Notably, these covenants were not just supported by property owners. Instead, a complex network of support from local and national professional organizations for realtors, local, state, and federal governments, the University of Chicago, and community organizations helped support restrictive covenants within Chicago. In the case of Hansberry v. Lee, Dickerson stated that the Hyde Park-Kenwood Improvement Association, a community organization made of members of the Hyde Park neighborhood, supported restrictive covenants in the area. This included filing lawsuits to evict African Americans who occupied covenanted housing.

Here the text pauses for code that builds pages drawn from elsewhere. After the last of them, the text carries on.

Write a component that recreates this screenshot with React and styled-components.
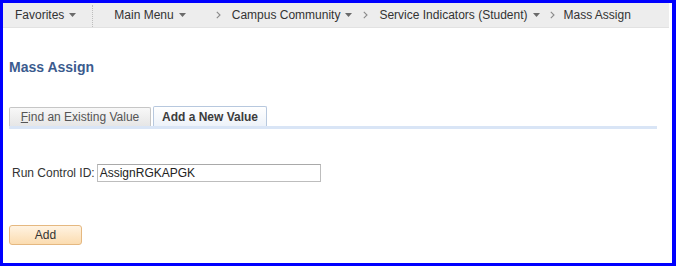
import React from "react";
import styled, { createGlobalStyle } from "styled-components";

const Global = createGlobalStyle`
  html, body { margin: 0; padding: 0; background: #ffffff; }
  body { font-family: "Liberation Sans", Arial, sans-serif; }
  * { box-sizing: border-box; }
`;

const Frame = styled.div`
  width: 676px;
  height: 266px;
  border-style: solid;
  border-color: #0000ff;
  border-width: 3px 4px 3px 3px;
  background: #ffffff;
  display: flex;
  flex-direction: column;
`;

const Header = styled.div`
  height: 25px;
  margin-right: 3px;
  background: #ededed;
  border-bottom: 1px solid #e2e2e2;
  display: flex;
  align-items: center;
  padding-left: 12px;
  font-size: 12px;
  color: #333333;
`;

const Crumb = styled.span`
  display: inline-flex;
  align-items: center;
  gap: 5px;
  white-space: nowrap;
`;

const Separator = styled.span`
  align-self: stretch;
  margin: 2px 21px 0 16px;
  border-left: 1px dotted #bdbdbd;
`;

const Chevron = styled.span`
  display: inline-flex;
  margin: 0 ${(p) => p.$r}px 0 ${(p) => p.$l}px;
`;

const Caret = () => (
  <svg width="7" height="4" viewBox="0 0 7 4">
    <path d="M0 0 L7 0 L3.5 4 Z" fill="#6a6a6a" />
  </svg>
);

const Arrow = ({ l, r }) => (
  <Chevron $l={l} $r={r}>
    <svg width="5" height="8" viewBox="0 0 5 8">
      <path d="M0.8 0.8 L4 4 L0.8 7.2" fill="none" stroke="#8a8a8a" strokeWidth="1.1" />
    </svg>
  </Chevron>
);

const Content = styled.div`
  padding: 0 15px 0 6px;
  display: flex;
  flex-direction: column;
`;

const Title = styled.h1`
  margin: 31px 0 0 0;
  font-size: 14px;
  line-height: 16px;
  font-weight: bold;
  color: #3b5b8e;
`;

const TabBar = styled.div`
  margin-top: 31px;
  display: flex;
  align-items: flex-end;
  gap: 2px;
  border-bottom: 3px solid #d9e5f6;
`;

const Tab = styled.div`
  height: ${(p) => (p.$active ? 20 : 19)}px;
  display: flex;
  align-items: center;
  justify-content: center;
  font-size: 12px;
  white-space: nowrap;
  border: 1px solid ${(p) => (p.$active ? "#b7c8de" : "#c6c6c6")};
  border-bottom: none;
  border-radius: 2px 2px 0 0;
  font-weight: ${(p) => (p.$active ? "bold" : "normal")};
  color: ${(p) => (p.$active ? "#3c3c3c" : "#555555")};
  background: ${(p) =>
    p.$active
      ? "linear-gradient(#ffffff, #edf2f9)"
      : "linear-gradient(#f8f8f8, #e6e6e6)"};
  width: ${(p) => p.$w}px;
`;

const Accel = styled.span`
  text-decoration: underline;
`;

const FormRow = styled.div`
  margin-top: 35px;
  padding-left: 3px;
  display: flex;
  align-items: center;
  gap: 2px;
  font-size: 12px;
  color: #333333;
`;

const TextInput = styled.div`
  width: 224px;
  height: 18px;
  border: 1px solid #bdbdbd;
  border-top-color: #a9a9a9;
  background: #ffffff;
  display: flex;
  align-items: center;
  padding-left: 2px;
  font-size: 12px;
  color: #222222;
`;

const Button = styled.button`
  margin-top: 43px;
  width: 73px;
  height: 20px;
  border: 1px solid #e5b880;
  border-radius: 3px;
  background: linear-gradient(#fff3e2, #fbdcb0);
  font-family: "Liberation Sans", Arial, sans-serif;
  font-size: 12px;
  color: #333333;
  padding: 0;
`;

export default function App() {
  return (
    <>
      <Global />
      <Frame>
        <Header>
          <Crumb>Favorites <Caret /></Crumb>
          <Separator />
          <Crumb>Main Menu <Caret /></Crumb>
          <Arrow l={30} r={11} />
          <Crumb>Campus Community <Caret /></Crumb>
          <Arrow l={11} r={11} />
          <Crumb>Service Indicators (Student) <Caret /></Crumb>
          <Arrow l={10} r={9} />
          <Crumb>Mass Assign</Crumb>
        </Header>
        <Content>
          <Title>Mass Assign</Title>
          <TabBar>
            <Tab $w={142}><span><Accel>F</Accel>ind an Existing Value</span></Tab>
            <Tab $active $w={114}>Add a New Value</Tab>
          </TabBar>
          <FormRow>
            <span>Run Control ID:</span>
            <TextInput>AssignRGKAPGK</TextInput>
          </FormRow>
          <div>
            <Button>Add</Button>
          </div>
        </Content>
      </Frame>
    </>
  );
}
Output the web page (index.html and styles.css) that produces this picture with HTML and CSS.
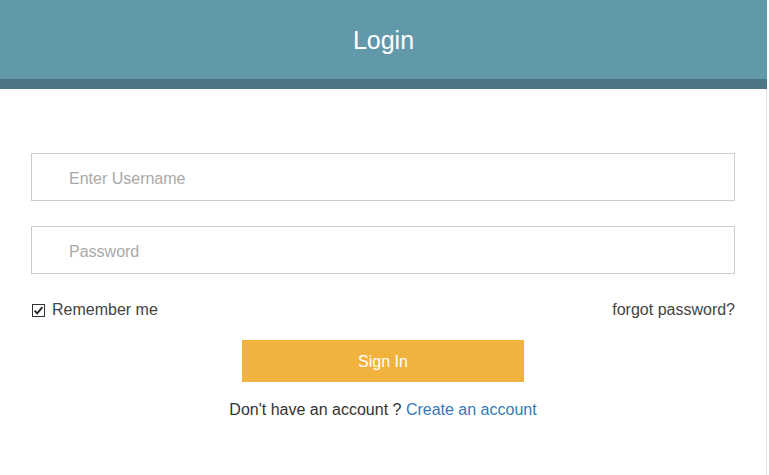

From the widespread support and detrimental effects of restrictive covenants, the hopes of black migrants coming to Chicago would be significantly challenged. Those who sought an escape from the complex network of discrimination and white supremacy in the rural South would instead find a new web of white supremacy in Chicago and other areas of the North. This discrimination would not only impact the material conditions of African Americans, but their dreams for dignified living. On the issue of how restrictive covenants would be met by migrants, economist Robert Weaver wrote in 1948 that, "In our literature, folklore, and propaganda for free enterprise, we have glorified home ownership and desirable shelter. A decent and attractive home is one of the basic components in the American ideal of a high standard of living. Associated with this attitude, of course, is the traditional rural affection for land and the universal craving of farm people to own their home." Yet instead of living up to the American dream, Weaver wrote that African American housing was, "Full of accounts of vice, adult and juvenile delinquency, poverty, bad health, social and family delinquency, and deteriorated housing."